The report notes that the proportion of Netflix users paying for their own account fell year on year for the first time in three years (from 76% to 72%). At the same time, password sharing among survey respondents crept up from 6% to 8%.
It follows price hikes to the streaming giant’s various tiers last February.
Other competitors have similarly increased their prices this year, including Disney+, Discovery+, and Sky’s NOW.
Towards an intention economy
“The core challenge has pivoted from acquisition to earning loyalty, moment by moment,” comments MTM director Philippe Epailly.
The shift, he suggested, is one in which streaming platforms must compete in the “intention economy” rather than the “attention economy”, with consumers reassessing the value of their subscriptions monthly amid rising prices and tightening belts.
“Simply grabbing eyeballs is no longer enough,” Epailly continues. “Platforms must now understand the shifting intentions of far more discerning and deliberate viewers who are curators of their own media ecosystems”.

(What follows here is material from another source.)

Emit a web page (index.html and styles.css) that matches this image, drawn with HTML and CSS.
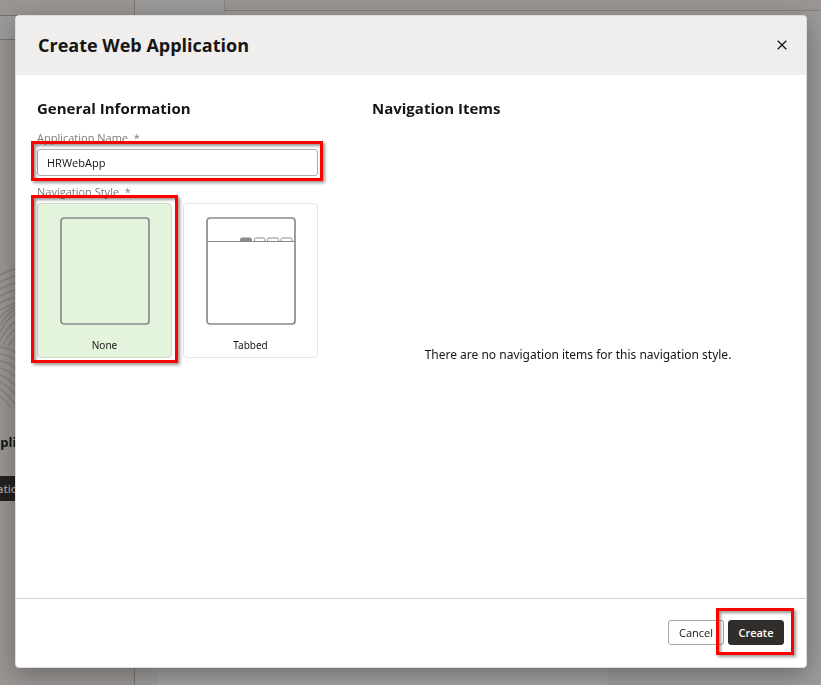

Epailly suggests the platforms that thrive in a churn-driven market are those that “look beyond the content slate and truly get to grips with the behavioural science of retention”.
This could include reexamining pricing strategies, improving the user experience, or reconsidering package deals with competitors.
MTM’s ScreenThink study was conducted in June 2025. It surveyed a nationally representative sample of 3,001 UK online adults aged 16+.